Gingrich’s grandiosity is wasted on these polite debates, though, and he knows it. That’s why he’s complaining so bitterly. When he gets a good shot in – “puts Juan Williams in his place”, as some in South Carolina have described it – and the crowd starts to cheer, you can see him begin to inflate like the Michelin Man. It is a wondrous sight to behold. This business of tamping down the audience’s enthusiasm is just, well… deflating for a veteran bomb-thrower like Gingrich. Perhaps this will give the GOP’s favored candidate, Romney, the boost he needs to edge out his corpulent rival. Damned liberal media! Newt told us it was all their fault!! Ah, the favored narrative… always a winner.
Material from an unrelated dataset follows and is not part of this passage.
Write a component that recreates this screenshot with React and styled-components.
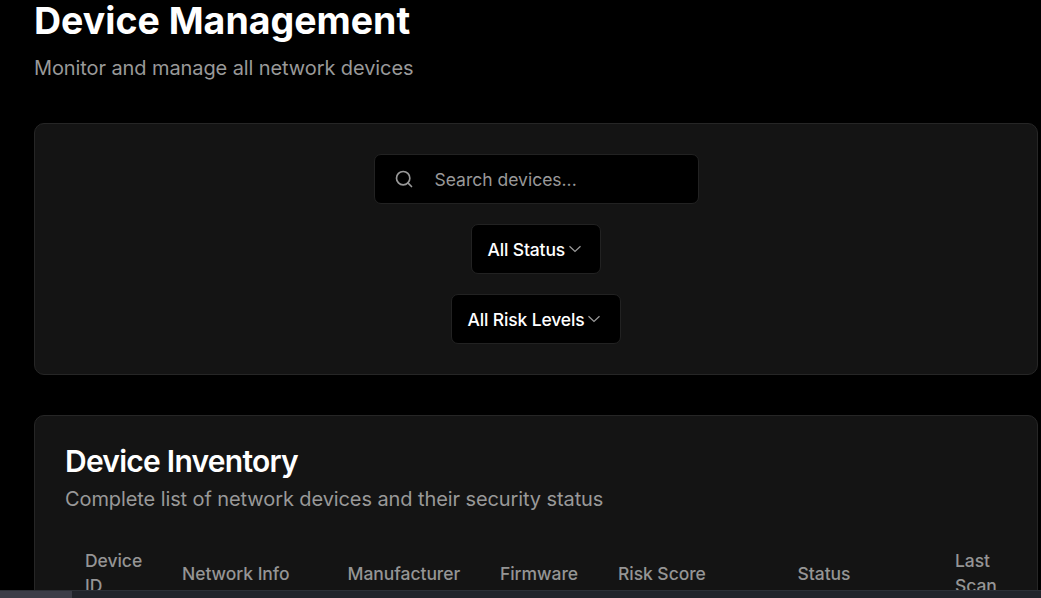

I love this red meat about Castro. For chrissake, guys! This stuff reminds me of Howard Phillips and his big, menacing map of Red China and scary cartoons about the People’s Army taking over the Panama Canal. It’s astounding to me that the Castro-bashing still resonates in present-day Miami, but I suppose surveys don’t lie. In any case, you’ve got Romney and Gingrich both imagining a day when Castro is in the grave, speculating on which imaginary afterlife landscape he will inhabit – the cloudy, white, feathery (if vaguely defined) paradise, or the strangely earth-like hell for which we have many concrete descriptions (including a useful floorplan from Dante). They might think for five minutes about the hellscape they would be consigning Cubans to in the event of regime change; something resembling Guatemala, I imagine. Not a favorable comparison, frankly.

And now Gingrich wants to conquer the moon – regime change goes trans-lunar. Should be a good race.